CUs, or Conservation Units, are the system by which the federal government is supposed to monitor and manage our wild salmon stocks.
But Canada’s Wild Salmon Policy: an assessment of conservation progress in British Columbia reports that the government just basically gave up on collecting the data. We don’t know what is happening on the rivers because the government stopped keeping track.
“Our state of knowledge regarding salmon populations is eroding rapidly. Without increased support for escapement surveys and the transfer of knowledge to the next generation, the rich legacy of population data available for BC’s north and central coasts is at serious risk of becoming irrelevant for future assessments of management and conservation status,” states the study led by Simon Fraser University researchers Michael Price and John Reynolds.
B.C. is Canada’s most ecologically diverse province but if we are to maintain that rich biodiversity, we need to see a serious commitment to science-based, evidence-based wildlife management – and we need to have dedicated wildlife funding put in place, so managers have the budgets, and the staff, required to do the job.

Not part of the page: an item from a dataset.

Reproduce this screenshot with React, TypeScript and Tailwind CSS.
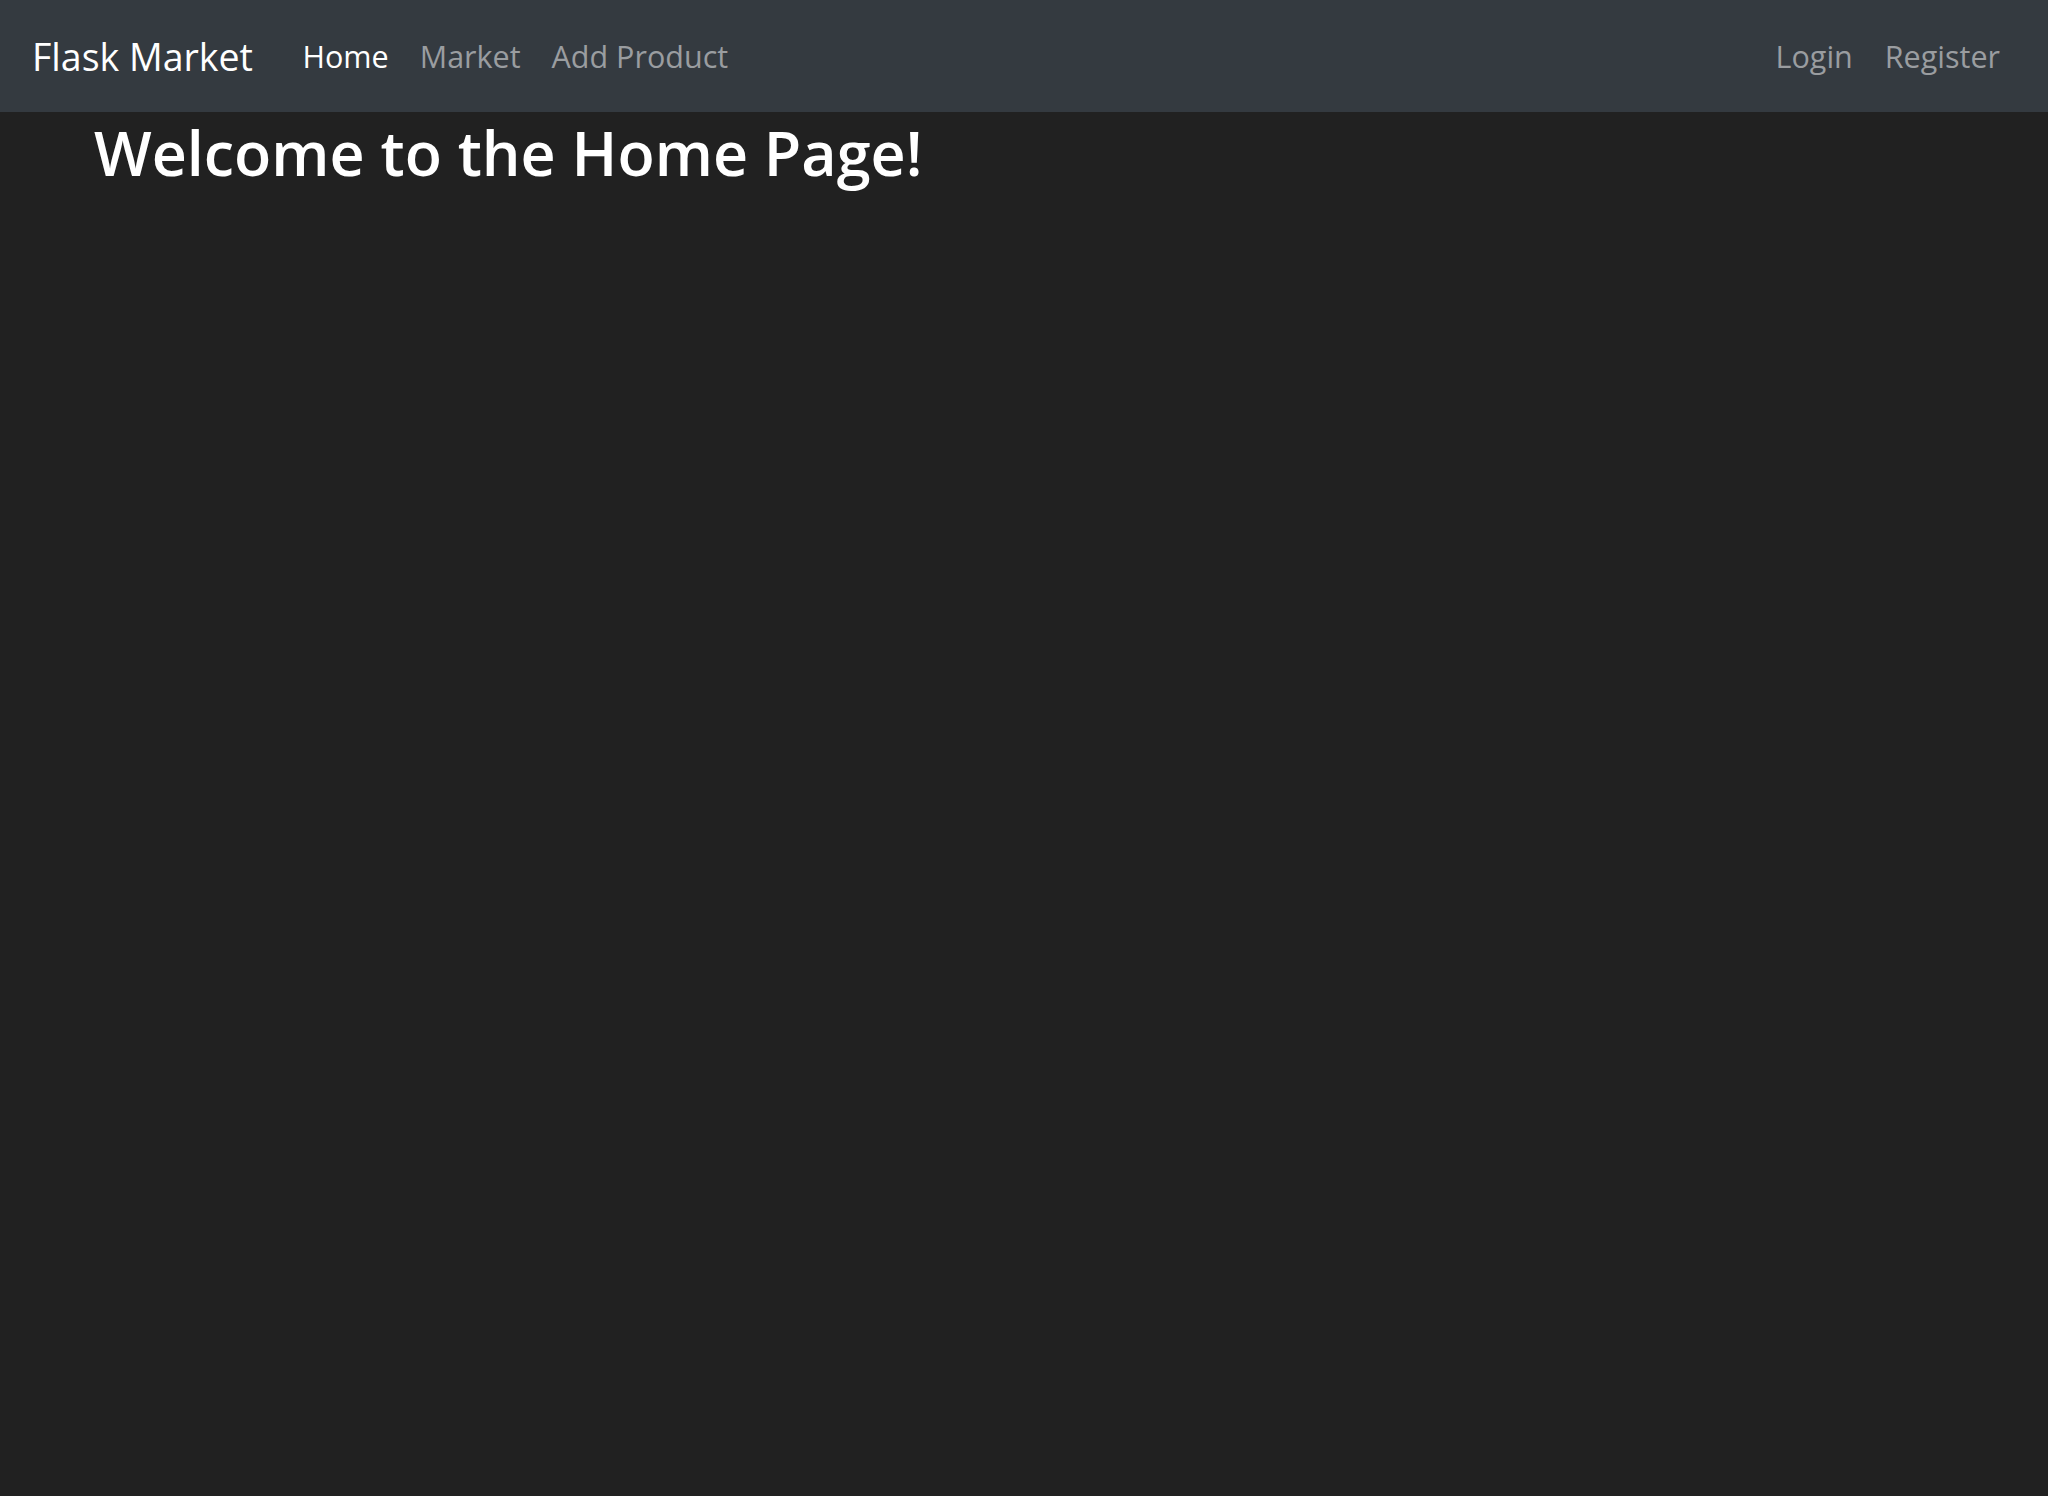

As the Select Standing Committee on Finance and Government Services recommended in its Report on the Budget 2017 Consultations, license fees collected from natural resource users (hunters, anglers, ecotourists, etc.) should be directed into conservation and wildlife management services, rehabilitation, enforcement and education. In that, we must “prioritize and fund restoration and protection of endangered fresh and saltwater fish species and fisheries.”
Effective natural resource management is reliant on funding, science, and social support. We seem to have consensus on this within the B.C. government, but it needs to be put into action.
Prior to the election, I campaigned on establishing a Natural Resource Commissioner who could lead a Natural Resources Board responsible for establishing sustainable harvest and extraction levels and reporting on the state of B.C.’s environment and natural assets. The NRB, I proposed, would conduct cumulative impact assessments, and oversee the professional reliance model.
Since the election, the government has been working with us to improve the professional reliance model and B.C.’s environmental assessment process. We haven’t talked about creating a Natural Resource Commissioner position, but there is much we should to advance its values of scientific monitoring, reporting, and cumulative assessment.
Managing wildlife has always been difficult, but never more so than now, in the face of climate change. According to data released by scientists at NASA, 2017 was the second warmest year since record-keeping began in 1880, second only to 2016.
In the face of great challenges, it is clear to me that we need a comprehensive science- and ecosystem-based approach to wildlife management. We simply cannot continue to perpetuate the slow, methodical extirpation of native species in B.C.
Ecosystem-based management calls for natural resources, habitat, and species to be managed collectively, over a long time frame, rather than just looking at a single sector or single species.
Cumulative impacts are assessed – an approach which B.C. urgently must follow because of the sweep of industrial development now taking place in many sectors of the province.
Given the myriad challenges facing wildlife in our province, two of the best things we can do to protect biodiversity is to leave key habitat areas intact and fund environmental science. As the global climate warms and precipitation patterns shift, having a complete ecosystem within which animals and plants can try to adapt will be essential, and frankly it is the least we can do given the dire situation many species are in. Having an informed understanding of the changes taking place will help too.
It won’t be easy. But proactively protecting ecosystems – so we can all be resilient to the changes a warming climate will bring – is vital.